Eigenstrain-based model for prediction of laser peening residual stresses in arbitrary three-dimensional bodies. Part 1: model description

This paper presents a methodology for predicting the residual stress within three-dimensional parts caused by laser peening treatment. The inputs to the model are the elastic material properties and shape of the part as well as an eigenstrain (also called 'initial strain' or 'stress-free strain') field specific to the material and parameters of laser peening treatment. The eigenstrain field is known from a library of fields developed prior to the residual stress prediction, either from detailed physical process modelling or from residual stress measurements of simple coupons of the parent material subject to the same laser peening treatment.
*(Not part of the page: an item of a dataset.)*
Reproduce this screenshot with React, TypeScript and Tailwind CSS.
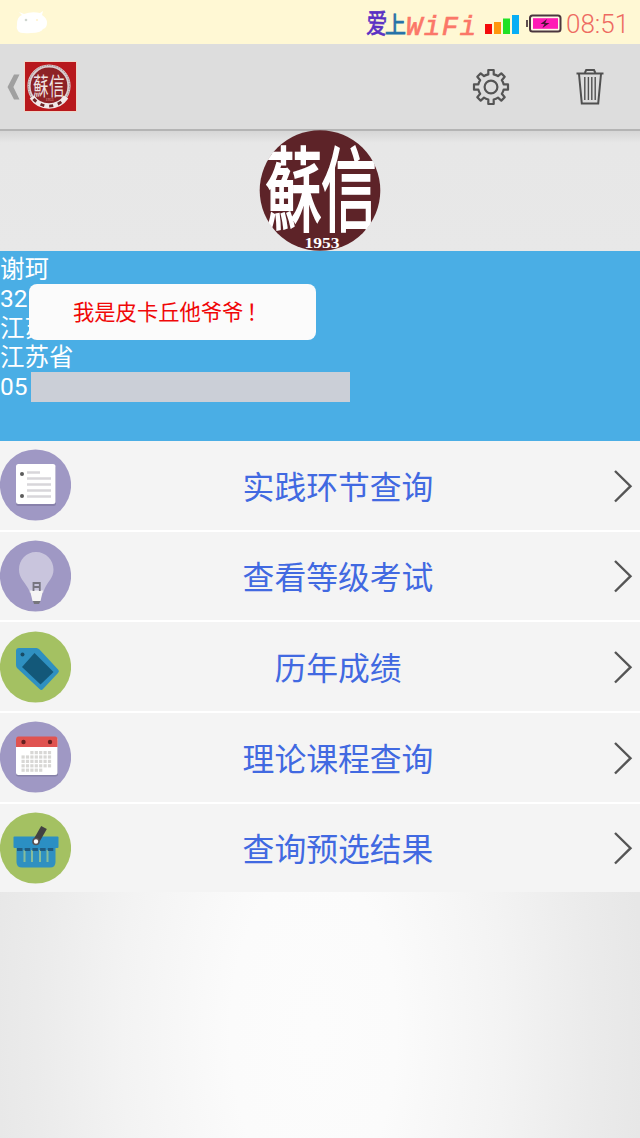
import type { ReactNode } from 'react';

function Seal() {
  return (
    <svg width="122" height="121" viewBox="0 0 122 121" className="block">
      <defs>
        <clipPath id="sealClip">
          <circle cx="61" cy="60.5" r="60.5" />
        </clipPath>
      </defs>
      <circle cx="61" cy="60.5" r="60.3" fill="#5d2328" />
      <g clipPath="url(#sealClip)" fill="#fff" stroke="#fff" strokeWidth="1.3" fontFamily="'Noto Sans CJK TC', sans-serif">
        <text transform="translate(6 94) scale(1.02 1.64)" fontSize="56">蘇</text>
        <text transform="translate(62 94) scale(1 1.64)" fontSize="56">信</text>
      </g>
      <text x="63" y="117.5" textAnchor="middle" fill="#fff" fontFamily="'Liberation Serif', serif" fontWeight="700" fontSize="14" textLength="35" lengthAdjust="spacingAndGlyphs">1953</text>
    </svg>
  );
}

function AppIcon() {
  return (
    <svg width="53" height="51" viewBox="0 0 53 51">
      <rect width="53" height="51" fill="#f0d6c8" />
      <rect x="1" y="1" width="51" height="49" fill="#b8181c" />
      <circle cx="25" cy="25" r="20" fill="#8d2226" stroke="#d9cfd0" strokeWidth="3.2" />
      <circle cx="25" cy="25" r="20.5" fill="none" stroke="#8f6a6c" strokeWidth="0.7" strokeDasharray="1.5 1" />
      <path d="M8 36 A20.5 20.5 0 0 0 42 36" fill="none" stroke="#f1e8e8" strokeWidth="5.5" />
      <path d="M9.5 38 A20.5 20.5 0 0 0 40.5 38" fill="none" stroke="#6d2528" strokeWidth="2.8" strokeDasharray="4 4.8" />
      <g fill="#efe4e4" fontFamily="'Noto Sans CJK TC', sans-serif">
        <text transform="translate(9 34) scale(0.92 1.4)" fontSize="17">蘇</text>
        <text transform="translate(25 34) scale(0.92 1.4)" fontSize="17">信</text>
      </g>
      <text x="25.5" y="40" textAnchor="middle" fontSize="4" fill="#e5a09a" fontFamily="'Liberation Serif', serif">1953</text>
    </svg>
  );
}

function StatusBar() {
  return (
    <header className="flex h-[44px] shrink-0 items-center justify-between bg-[#fff8d4] pl-[16px] pr-[10px] pt-[2px]">
      <svg width="32" height="24" viewBox="0 0 32 24">
        <path d="M1 13 Q1 6 6 4 L3 1 L8 3 Q16 0 24 2 L27 0 L26 4 Q31 7 31 12 Q31 17 27 18 Q25 22 15 22 Q4 23 2 20 Q0 17 1 13Z" fill="#fff" />
        <circle cx="10" cy="9" r="1.3" fill="#cfd6cf" />
        <circle cx="21" cy="9" r="1.1" fill="#fff3cf" />
      </svg>
      <div className="flex items-center">
        <svg width="116" height="40" viewBox="0 0 116 40" className="mr-[4px]">
          <g fontFamily="'Noto Sans CJK SC', sans-serif">
            <text transform="translate(1 30) rotate(3) scale(0.86 1.16)" fontSize="24" fill="#5a30c4" stroke="#5a30c4" strokeWidth="0.6">爱</text>
            <text transform="translate(20 30) scale(0.95 1.05)" fontSize="22" fill="#2471a8" stroke="#2471a8" strokeWidth="0.8">上</text>
          </g>
          <text x="41" y="31.5" fontFamily="'Liberation Mono', monospace" fontStyle="italic" fontSize="27" textLength="70" lengthAdjust="spacing" fill="#fb7768" stroke="#fb7768" strokeWidth="0.7">WiFi</text>
        </svg>
        <svg width="35" height="22" viewBox="0 0 35 22" className="mt-[1px]">
          <rect x="0" y="11" width="7" height="10" fill="#f40b0b" />
          <rect x="9" y="9" width="7" height="12" fill="#ff970d" />
          <rect x="18" y="5.5" width="7" height="15.5" fill="#21e126" />
          <rect x="27" y="2" width="7" height="19" fill="#08aef5" />
        </svg>
        <svg width="36" height="20" viewBox="0 0 36 20" className="ml-[6px] mt-[1px]">
          <rect x="0" y="6" width="2" height="7" fill="#5f4f50" />
          <rect x="4" y="1.5" width="30.5" height="16" rx="2.5" fill="#fff8e6" stroke="#4b363e" strokeWidth="2" />
          <rect x="7" y="4.2" width="25" height="10.6" fill="#ff1bb5" />
          <path d="M21 5 L14.5 10 H18.5 L16.5 14 L23.5 9 H19.2Z" fill="#4a1434" />
        </svg>
        <span className="ml-[4px] mt-[2px] block w-[64px] whitespace-nowrap font-[Roboto] text-[26px] font-light leading-[40px] text-[#ee6a61]">08:51</span>
      </div>
    </header>
  );
}

function GearIcon() {
  return (
    <svg width="38" height="38" viewBox="0 0 38 38" fill="none" stroke="#555" strokeWidth="2.2" strokeLinejoin="round">
      <path d="M16.3 2 h5.4 v4.4 q2.8 .7 4.3 1.8 l3.3-2.8 3.4 3.4 -2.9 3.4 q1.3 2 1.8 4.1 h4.4 v5.4 h-4.4 q-.5 2.1-1.8 4.1 l2.9 3.4 -3.4 3.4 -3.3-2.9 q-1.8 1.2-4.3 1.8 V36 h-5.4 v-4.5 q-2.5-.6-4.3-1.8 l-3.3 2.9 -3.4-3.4 2.9-3.4 q-1.3-2-1.8-4.1 H2 v-5.4 h4.4 q.5-2.1 1.8-4.1 L5.3 8.8 l3.4-3.4 L12 8.2 q1.5-1.1 4.3-1.8Z" />
      <circle cx="19" cy="19" r="6.4" />
    </svg>
  );
}

function TrashIcon() {
  return (
    <svg width="28" height="38" viewBox="0 0 28 38" fill="none" stroke="#505050" strokeWidth="2">
      <path d="M0.5 5.5 H27.5" />
      <path d="M8.8 5 L10.2 2 H18 L19.4 5" />
      <path d="M3 6 L5.8 35.5 H22.2 L25 6" />
      <path d="M8.8 9 V32 M12.4 9 V32 M15.8 9 V32 M19.2 9 V32" strokeWidth="1.4" />
    </svg>
  );
}

function ActionBar() {
  return (
    <nav className="flex h-[87px] shrink-0 items-center border-b-2 border-[#b4b4b4] bg-[#dddddd] pl-[7px] pr-[36px]">
      <svg width="13" height="26" viewBox="0 0 13 26" className="mr-[4px]">
        <path d="M7 0.5 H12.5 L6.4 13 L12.5 25.5 H7 L0.5 13Z" fill="#a0a0a0" />
      </svg>
      <AppIcon />
      <div className="ml-auto flex items-center gap-[66px]">
        <GearIcon />
        <TrashIcon />
      </div>
    </nav>
  );
}

function Disc({ color, children }: { color: string; children: ReactNode }) {
  return (
    <svg width="71" height="72" viewBox="0 0 71 72" className="shrink-0">
      <circle cx="35.5" cy="36" r="35.6" fill={color} />
      {children}
    </svg>
  );
}

const PURPLE = '#9f98c4';
const GREEN = '#a4c162';

const noteIcon = (
  <Disc color={PURPLE}>
    <rect x="16" y="16.5" width="40" height="40.5" rx="2.5" fill="#8881ab" />
    <rect x="16" y="15" width="39.5" height="40" rx="2.5" fill="#fff" />
    <circle cx="22" cy="25" r="2" fill="#5c5c5c" />
    <circle cx="22" cy="47" r="2" fill="#5c5c5c" />
    <path d="M27 23.5 H40 M27 29.5 H51 M27 35.5 H51 M27 41.5 H51 M27 47.5 H51" stroke="#d8d6da" strokeWidth="2.4" />
  </Disc>
);

const bulbIcon = (
  <Disc color={PURPLE}>
    <path d="M36 12 C26 12 19 20 19 29.5 C19 38 24 41 28.5 49 L30 53 H43 L44.5 49 C48 41 53.5 38 53.5 29.5 C53.5 20 46 12 36 12Z" fill="#c9c5dd" />
    <path d="M30 50.5 H43 L40.5 61 H32.5Z" fill="#f6f5f4" />
    <path d="M33.5 51 V43 H39.8 V51 M33.5 47 H39.8" fill="none" stroke="#777580" strokeWidth="1.8" />
    <path d="M33 61 H40.5 L39 64 H34Z" fill="#77767c" />
  </Disc>
);

const tagIcon = (
  <Disc color={GREEN}>
    <path d="M19 17 H36.5 Q38 17 39.5 18.5 L58.5 39 Q59.5 40.5 58 42 L43 58 Q41.5 60 39.5 58 L17.5 37.5 Q16 36 16 34 V20 Q16 17 19 17Z" fill="#2f90c1" />
    <path d="M34.5 22 L53.5 41 L40.5 53.5 L22 36Z" fill="#135879" />
    <circle cx="22.5" cy="23.5" r="2" fill="#184b66" />
  </Disc>
);

const calendarDays = Array.from({ length: 35 }, (_, i) => i).filter((i) => i > 1 && i < 33);

const calendarIcon = (
  <Disc color={PURPLE}>
    <rect x="16" y="18" width="42" height="37.5" rx="2.5" fill="#8580a7" />
    <rect x="16" y="16" width="41.5" height="38" rx="2.5" fill="#fff" />
    <path d="M16 26 V18 Q16 15.5 18.5 15.5 H55 Q57.5 15.5 57.5 18 V26Z" fill="#e05350" />
    <circle cx="23.5" cy="21" r="2.2" fill="#66201f" />
    <circle cx="50" cy="21" r="2.2" fill="#66201f" />
    {calendarDays.map((i) => (
      <rect key={i} x={21.5 + (i % 7) * 4.4} y={30 + Math.floor(i / 7) * 4.4} width="3.2" height="3.2" fill="#d8d7d5" />
    ))}
  </Disc>
);

const basketIcon = (
  <Disc color={GREEN}>
    <path d="M16.5 34 H55.5 V50 Q55.5 55.5 50 55.5 H22 Q16.5 55.5 16.5 50Z" fill="#2f90c1" />
    <path d="M24.5 38 V50 M32 38 V50 M40 38 V50 M47.5 38 V50" stroke="#86bd9b" strokeWidth="2" />
    <path d="M17 37.5 H55" stroke="#205b80" strokeWidth="3" strokeDasharray="5.5 2.2" />
    <rect x="13.5" y="24.5" width="45" height="11.5" rx="1" fill="#2b8fc3" />
    <path d="M36 29.5 L44 15.5" stroke="#424142" strokeWidth="6.5" />
    <circle cx="36" cy="29.5" r="3" fill="#fff" stroke="#575152" strokeWidth="1.6" />
  </Disc>
);

const items = [
  { label: '实践环节查询', icon: noteIcon },
  { label: '查看等级考试', icon: bulbIcon },
  { label: '历年成绩', icon: tagIcon },
  { label: '理论课程查询', icon: calendarIcon },
  { label: '查询预选结果', icon: basketIcon },
];

function MenuRow({ label, icon }: { label: string; icon: ReactNode }) {
  return (
    <li className="flex h-[88.67px] items-center bg-[#f4f4f4]">
      {icon}
      <span className="flex-1 pt-[5px] text-center text-[31.8px] leading-[44px] text-[#4169e1]">{label}</span>
      <svg width="35" height="34" viewBox="0 0 35 34" fill="none" stroke="#555" strokeWidth="2.4" className="mt-[1px] shrink-0">
        <path d="M10 2 L25.5 17.2 L10 32.5" />
      </svg>
    </li>
  );
}

const infoLines = ['谢珂', '32', '江苏', '江苏省', '05'];

export default function App() {
  return (
    <div className="flex h-[1138px] w-[640px] flex-col overflow-hidden bg-[#e8e8e8] font-[Roboto,'Noto_Sans_CJK_SC',sans-serif]">
      <StatusBar />
      <ActionBar />
      <section className="flex h-[120px] shrink-0 items-end justify-center bg-linear-to-b from-[#d6d6d6] via-[#e7e7e7] via-10% to-[#e8e8e8]">
        <Seal />
      </section>
      <section className="relative h-[190px] shrink-0 bg-[#4aaee5] pt-[4px] text-[24.5px] leading-[29.33px] text-white">
        {infoLines.map((line) => (
          <p key={line} className="h-[29.33px] whitespace-nowrap">{line}</p>
        ))}
        <div className="absolute left-[31px] top-[121px] h-[30px] w-[319px] bg-[#cbcfd7]" />
        <div className="absolute left-[29px] top-[33px] h-[56px] w-[287px] rounded-[8px] bg-[#fbfbfb] pl-[44px] text-[21.3px] leading-[58px] text-[#f00808]">
          我是皮卡丘他爷爷<span className="ml-[3px]">！</span>
        </div>
      </section>
      <ul className="flex shrink-0 flex-col gap-[2px] bg-white">
        {items.map((item) => (
          <MenuRow key={item.label} label={item.label} icon={item.icon} />
        ))}
      </ul>
      <div className="flex-1 bg-[radial-gradient(ellipse_330px_660px_at_49%_57%,#fcfcfc_0%,#fbfbfb_25%,#f3f3f3_58%,#ebebeb_84%,#e7e7e7_100%)]" />
    </div>
  );
}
The eigenstrain is assumed insensitive to part geometry, depending only on the part material and the laser peening treatment parameters. Given the eigenstrain field, residual stress is predicted by an elastic finite element analysis of the part that includes its detailed geometry and material composition. The eigenstrain is input into the finite element model in stated treatment areas where laser peening is applied. Solving for stress equilibrium provides an estimate of the residual stress field at all points within the treated part. The proposed modelling procedure is verified through a test on flat-plate geometry, where measured residual stress compares favourably with model predictions. In addition, the model is used to predict the residual stress produced by laser peening of a specimen containing a corner fillet. A companion paper (Part 2) presents detailed experimental verification of the model over a range of common part geometry.